• [Exercise details]
Return the listing below verbatim. Pictures do not belong in the copy.
— BEGIN Dataset section —
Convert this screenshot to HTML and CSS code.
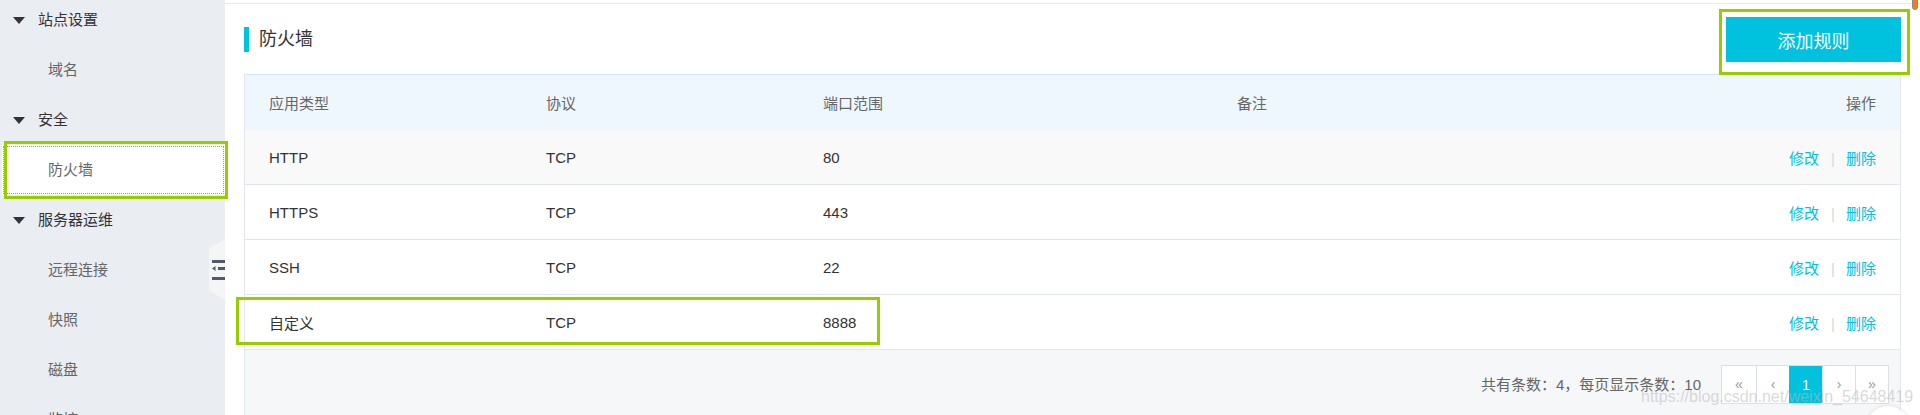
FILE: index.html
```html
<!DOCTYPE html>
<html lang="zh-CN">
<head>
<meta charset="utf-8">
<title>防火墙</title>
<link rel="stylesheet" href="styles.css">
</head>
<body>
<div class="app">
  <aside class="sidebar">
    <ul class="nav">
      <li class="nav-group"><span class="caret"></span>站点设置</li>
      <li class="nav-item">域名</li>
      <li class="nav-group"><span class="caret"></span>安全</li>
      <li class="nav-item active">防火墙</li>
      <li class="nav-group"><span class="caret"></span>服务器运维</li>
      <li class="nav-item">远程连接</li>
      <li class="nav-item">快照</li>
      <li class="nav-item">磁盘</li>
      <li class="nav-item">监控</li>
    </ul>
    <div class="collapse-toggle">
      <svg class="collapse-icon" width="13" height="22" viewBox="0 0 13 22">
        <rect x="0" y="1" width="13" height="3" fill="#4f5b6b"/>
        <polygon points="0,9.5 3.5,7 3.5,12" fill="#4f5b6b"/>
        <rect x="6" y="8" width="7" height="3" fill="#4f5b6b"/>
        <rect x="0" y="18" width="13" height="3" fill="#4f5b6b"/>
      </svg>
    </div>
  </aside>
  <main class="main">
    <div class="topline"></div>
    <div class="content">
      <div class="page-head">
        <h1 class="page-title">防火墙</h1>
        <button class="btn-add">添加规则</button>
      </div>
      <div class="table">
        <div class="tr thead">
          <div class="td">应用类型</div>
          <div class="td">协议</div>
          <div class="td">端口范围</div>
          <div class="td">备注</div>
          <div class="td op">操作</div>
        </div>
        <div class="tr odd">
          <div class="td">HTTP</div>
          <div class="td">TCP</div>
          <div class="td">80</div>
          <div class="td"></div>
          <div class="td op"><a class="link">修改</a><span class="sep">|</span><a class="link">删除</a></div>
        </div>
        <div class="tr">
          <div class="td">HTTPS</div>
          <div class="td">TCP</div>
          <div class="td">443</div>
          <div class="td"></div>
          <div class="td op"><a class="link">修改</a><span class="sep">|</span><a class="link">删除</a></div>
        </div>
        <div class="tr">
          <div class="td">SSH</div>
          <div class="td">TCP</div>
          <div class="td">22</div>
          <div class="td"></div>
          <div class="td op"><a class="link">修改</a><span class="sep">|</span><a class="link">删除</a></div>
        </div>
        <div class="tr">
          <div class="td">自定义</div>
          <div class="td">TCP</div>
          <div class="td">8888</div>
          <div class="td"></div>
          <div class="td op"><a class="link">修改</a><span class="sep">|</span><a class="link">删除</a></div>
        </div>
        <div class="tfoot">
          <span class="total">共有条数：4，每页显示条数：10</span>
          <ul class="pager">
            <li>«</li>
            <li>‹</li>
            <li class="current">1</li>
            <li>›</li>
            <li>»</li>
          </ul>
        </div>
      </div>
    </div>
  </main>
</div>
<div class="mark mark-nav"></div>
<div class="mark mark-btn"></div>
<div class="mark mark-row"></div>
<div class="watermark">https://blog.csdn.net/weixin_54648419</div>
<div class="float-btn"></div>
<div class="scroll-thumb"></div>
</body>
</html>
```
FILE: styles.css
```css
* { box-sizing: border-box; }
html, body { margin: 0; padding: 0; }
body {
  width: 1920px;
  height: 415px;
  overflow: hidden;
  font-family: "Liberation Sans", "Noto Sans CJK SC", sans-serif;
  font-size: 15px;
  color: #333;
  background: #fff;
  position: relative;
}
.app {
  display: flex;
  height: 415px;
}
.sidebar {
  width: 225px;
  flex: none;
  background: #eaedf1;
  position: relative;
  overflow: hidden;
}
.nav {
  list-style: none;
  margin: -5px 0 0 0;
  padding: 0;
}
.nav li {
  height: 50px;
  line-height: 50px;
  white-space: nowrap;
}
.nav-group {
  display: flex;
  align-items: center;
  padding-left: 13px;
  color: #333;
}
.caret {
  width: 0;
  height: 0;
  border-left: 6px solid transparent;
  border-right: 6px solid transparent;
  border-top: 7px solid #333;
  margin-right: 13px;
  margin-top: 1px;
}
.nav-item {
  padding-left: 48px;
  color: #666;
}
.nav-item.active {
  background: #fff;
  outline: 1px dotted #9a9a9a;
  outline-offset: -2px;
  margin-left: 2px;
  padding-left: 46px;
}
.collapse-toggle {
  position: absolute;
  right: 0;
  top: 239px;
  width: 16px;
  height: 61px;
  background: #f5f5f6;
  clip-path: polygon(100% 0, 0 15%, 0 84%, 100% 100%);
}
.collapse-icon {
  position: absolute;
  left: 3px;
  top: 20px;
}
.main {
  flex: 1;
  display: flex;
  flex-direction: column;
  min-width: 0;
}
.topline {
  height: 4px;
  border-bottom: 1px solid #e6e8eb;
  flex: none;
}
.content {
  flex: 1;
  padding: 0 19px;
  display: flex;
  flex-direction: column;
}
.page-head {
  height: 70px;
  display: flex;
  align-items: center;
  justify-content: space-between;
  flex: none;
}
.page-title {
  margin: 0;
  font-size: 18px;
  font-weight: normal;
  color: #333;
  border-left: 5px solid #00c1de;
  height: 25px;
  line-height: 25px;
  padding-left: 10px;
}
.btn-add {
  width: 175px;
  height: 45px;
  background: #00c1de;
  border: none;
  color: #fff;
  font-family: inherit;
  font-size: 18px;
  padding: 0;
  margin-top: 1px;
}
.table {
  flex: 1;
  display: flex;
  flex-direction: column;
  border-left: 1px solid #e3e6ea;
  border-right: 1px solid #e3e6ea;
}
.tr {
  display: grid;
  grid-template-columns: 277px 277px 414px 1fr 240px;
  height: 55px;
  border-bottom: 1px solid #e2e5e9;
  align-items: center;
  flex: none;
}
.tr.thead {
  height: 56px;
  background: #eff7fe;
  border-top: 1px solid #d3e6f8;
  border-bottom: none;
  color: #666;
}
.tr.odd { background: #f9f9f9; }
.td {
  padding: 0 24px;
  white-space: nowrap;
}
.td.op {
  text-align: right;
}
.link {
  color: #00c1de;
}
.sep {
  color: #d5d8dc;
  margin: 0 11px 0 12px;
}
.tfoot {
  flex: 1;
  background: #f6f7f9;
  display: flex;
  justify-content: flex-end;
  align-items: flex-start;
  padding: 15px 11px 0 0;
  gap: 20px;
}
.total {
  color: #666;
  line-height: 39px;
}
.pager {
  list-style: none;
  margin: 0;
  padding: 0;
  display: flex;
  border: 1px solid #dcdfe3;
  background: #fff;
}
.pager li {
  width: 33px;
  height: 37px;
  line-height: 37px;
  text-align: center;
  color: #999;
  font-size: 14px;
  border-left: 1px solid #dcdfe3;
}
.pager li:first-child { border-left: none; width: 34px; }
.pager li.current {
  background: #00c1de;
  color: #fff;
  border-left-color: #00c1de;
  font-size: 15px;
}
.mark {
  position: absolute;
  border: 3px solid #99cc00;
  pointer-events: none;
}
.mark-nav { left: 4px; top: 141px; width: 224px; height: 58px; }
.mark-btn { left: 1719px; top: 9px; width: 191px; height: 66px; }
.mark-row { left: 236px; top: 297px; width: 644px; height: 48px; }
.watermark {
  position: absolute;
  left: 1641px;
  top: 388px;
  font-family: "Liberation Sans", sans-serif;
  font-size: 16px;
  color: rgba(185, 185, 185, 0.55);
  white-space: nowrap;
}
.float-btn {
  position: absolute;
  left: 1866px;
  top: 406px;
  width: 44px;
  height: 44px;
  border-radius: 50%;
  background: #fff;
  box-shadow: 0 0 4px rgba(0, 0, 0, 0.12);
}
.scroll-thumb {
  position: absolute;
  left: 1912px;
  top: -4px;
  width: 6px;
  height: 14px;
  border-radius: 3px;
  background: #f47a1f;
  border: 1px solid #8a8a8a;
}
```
— END Dataset section —
• [Exercise response]
Convert this screenshot to HTML and CSS code.
FILE: index.html
```html
<!DOCTYPE html>
<html lang="zh-CN">
<head>
<meta charset="utf-8">
<title>防火墙</title>
<link rel="stylesheet" href="styles.css">
</head>
<body>
<div class="app">
  <aside class="sidebar">
    <ul class="nav">
      <li class="nav-group"><span class="caret"></span>站点设置</li>
      <li class="nav-item">域名</li>
      <li class="nav-group"><span class="caret"></span>安全</li>
      <li class="nav-item active">防火墙</li>
      <li class="nav-group"><span class="caret"></span>服务器运维</li>
      <li class="nav-item">远程连接</li>
      <li class="nav-item">快照</li>
      <li class="nav-item">磁盘</li>
      <li class="nav-item">监控</li>
    </ul>
    <div class="collapse-toggle">
      <svg class="collapse-icon" width="13" height="22" viewBox="0 0 13 22">
        <rect x="0" y="1" width="13" height="3" fill="#4f5b6b"/>
        <polygon points="0,9.5 3.5,7 3.5,12" fill="#4f5b6b"/>
        <rect x="6" y="8" width="7" height="3" fill="#4f5b6b"/>
        <rect x="0" y="18" width="13" height="3" fill="#4f5b6b"/>
      </svg>
    </div>
  </aside>
  <main class="main">
    <div class="topline"></div>
    <div class="content">
      <div class="page-head">
        <h1 class="page-title">防火墙</h1>
        <button class="btn-add">添加规则</button>
      </div>
      <div class="table">
        <div class="tr thead">
          <div class="td">应用类型</div>
          <div class="td">协议</div>
          <div class="td">端口范围</div>
          <div class="td">备注</div>
          <div class="td op">操作</div>
        </div>
        <div class="tr odd">
          <div class="td">HTTP</div>
          <div class="td">TCP</div>
          <div class="td">80</div>
          <div class="td"></div>
          <div class="td op"><a class="link">修改</a><span class="sep">|</span><a class="link">删除</a></div>
        </div>
        <div class="tr">
          <div class="td">HTTPS</div>
          <div class="td">TCP</div>
          <div class="td">443</div>
          <div class="td"></div>
          <div class="td op"><a class="link">修改</a><span class="sep">|</span><a class="link">删除</a></div>
        </div>
        <div class="tr">
          <div class="td">SSH</div>
          <div class="td">TCP</div>
          <div class="td">22</div>
          <div class="td"></div>
          <div class="td op"><a class="link">修改</a><span class="sep">|</span><a class="link">删除</a></div>
        </div>
        <div class="tr">
          <div class="td">自定义</div>
          <div class="td">TCP</div>
          <div class="td">8888</div>
          <div class="td"></div>
          <div class="td op"><a class="link">修改</a><span class="sep">|</span><a class="link">删除</a></div>
        </div>
        <div class="tfoot">
          <span class="total">共有条数：4，每页显示条数：10</span>
          <ul class="pager">
            <li>«</li>
            <li>‹</li>
            <li class="current">1</li>
            <li>›</li>
            <li>»</li>
          </ul>
        </div>
      </div>
    </div>
  </main>
</div>
<div class="mark mark-nav"></div>
<div class="mark mark-btn"></div>
<div class="mark mark-row"></div>
<div class="watermark">https://blog.csdn.net/weixin_54648419</div>
<div class="float-btn"></div>
<div class="scroll-thumb"></div>
</body>
</html>
```
FILE: styles.css
```css
* { box-sizing: border-box; }
html, body { margin: 0; padding: 0; }
body {
  width: 1920px;
  height: 415px;
  overflow: hidden;
  font-family: "Liberation Sans", "Noto Sans CJK SC", sans-serif;
  font-size: 15px;
  color: #333;
  background: #fff;
  position: relative;
}
.app {
  display: flex;
  height: 415px;
}
.sidebar {
  width: 225px;
  flex: none;
  background: #eaedf1;
  position: relative;
  overflow: hidden;
}
.nav {
  list-style: none;
  margin: -5px 0 0 0;
  padding: 0;
}
.nav li {
  height: 50px;
  line-height: 50px;
  white-space: nowrap;
}
.nav-group {
  display: flex;
  align-items: center;
  padding-left: 13px;
  color: #333;
}
.caret {
  width: 0;
  height: 0;
  border-left: 6px solid transparent;
  border-right: 6px solid transparent;
  border-top: 7px solid #333;
  margin-right: 13px;
  margin-top: 1px;
}
.nav-item {
  padding-left: 48px;
  color: #666;
}
.nav-item.active {
  background: #fff;
  outline: 1px dotted #9a9a9a;
  outline-offset: -2px;
  margin-left: 2px;
  padding-left: 46px;
}
.collapse-toggle {
  position: absolute;
  right: 0;
  top: 239px;
  width: 16px;
  height: 61px;
  background: #f5f5f6;
  clip-path: polygon(100% 0, 0 15%, 0 84%, 100% 100%);
}
.collapse-icon {
  position: absolute;
  left: 3px;
  top: 20px;
}
.main {
  flex: 1;
  display: flex;
  flex-direction: column;
  min-width: 0;
}
.topline {
  height: 4px;
  border-bottom: 1px solid #e6e8eb;
  flex: none;
}
.content {
  flex: 1;
  padding: 0 19px;
  display: flex;
  flex-direction: column;
}
.page-head {
  height: 70px;
  display: flex;
  align-items: center;
  justify-content: space-between;
  flex: none;
}
.page-title {
  margin: 0;
  font-size: 18px;
  font-weight: normal;
  color: #333;
  border-left: 5px solid #00c1de;
  height: 25px;
  line-height: 25px;
  padding-left: 10px;
}
.btn-add {
  width: 175px;
  height: 45px;
  background: #00c1de;
  border: none;
  color: #fff;
  font-family: inherit;
  font-size: 18px;
  padding: 0;
  margin-top: 1px;
}
.table {
  flex: 1;
  display: flex;
  flex-direction: column;
  border-left: 1px solid #e3e6ea;
  border-right: 1px solid #e3e6ea;
}
.tr {
  display: grid;
  grid-template-columns: 277px 277px 414px 1fr 240px;
  height: 55px;
  border-bottom: 1px solid #e2e5e9;
  align-items: center;
  flex: none;
}
.tr.thead {
  height: 56px;
  background: #eff7fe;
  border-top: 1px solid #d3e6f8;
  border-bottom: none;
  color: #666;
}
.tr.odd { background: #f9f9f9; }
.td {
  padding: 0 24px;
  white-space: nowrap;
}
.td.op {
  text-align: right;
}
.link {
  color: #00c1de;
}
.sep {
  color: #d5d8dc;
  margin: 0 11px 0 12px;
}
.tfoot {
  flex: 1;
  background: #f6f7f9;
  display: flex;
  justify-content: flex-end;
  align-items: flex-start;
  padding: 15px 11px 0 0;
  gap: 20px;
}
.total {
  color: #666;
  line-height: 39px;
}
.pager {
  list-style: none;
  margin: 0;
  padding: 0;
  display: flex;
  border: 1px solid #dcdfe3;
  background: #fff;
}
.pager li {
  width: 33px;
  height: 37px;
  line-height: 37px;
  text-align: center;
  color: #999;
  font-size: 14px;
  border-left: 1px solid #dcdfe3;
}
.pager li:first-child { border-left: none; width: 34px; }
.pager li.current {
  background: #00c1de;
  color: #fff;
  border-left-color: #00c1de;
  font-size: 15px;
}
.mark {
  position: absolute;
  border: 3px solid #99cc00;
  pointer-events: none;
}
.mark-nav { left: 4px; top: 141px; width: 224px; height: 58px; }
.mark-btn { left: 1719px; top: 9px; width: 191px; height: 66px; }
.mark-row { left: 236px; top: 297px; width: 644px; height: 48px; }
.watermark {
  position: absolute;
  left: 1641px;
  top: 388px;
  font-family: "Liberation Sans", sans-serif;
  font-size: 16px;
  color: rgba(185, 185, 185, 0.55);
  white-space: nowrap;
}
.float-btn {
  position: absolute;
  left: 1866px;
  top: 406px;
  width: 44px;
  height: 44px;
  border-radius: 50%;
  background: #fff;
  box-shadow: 0 0 4px rgba(0, 0, 0, 0.12);
}
.scroll-thumb {
  position: absolute;
  left: 1912px;
  top: -4px;
  width: 6px;
  height: 14px;
  border-radius: 3px;
  background: #f47a1f;
  border: 1px solid #8a8a8a;
}
```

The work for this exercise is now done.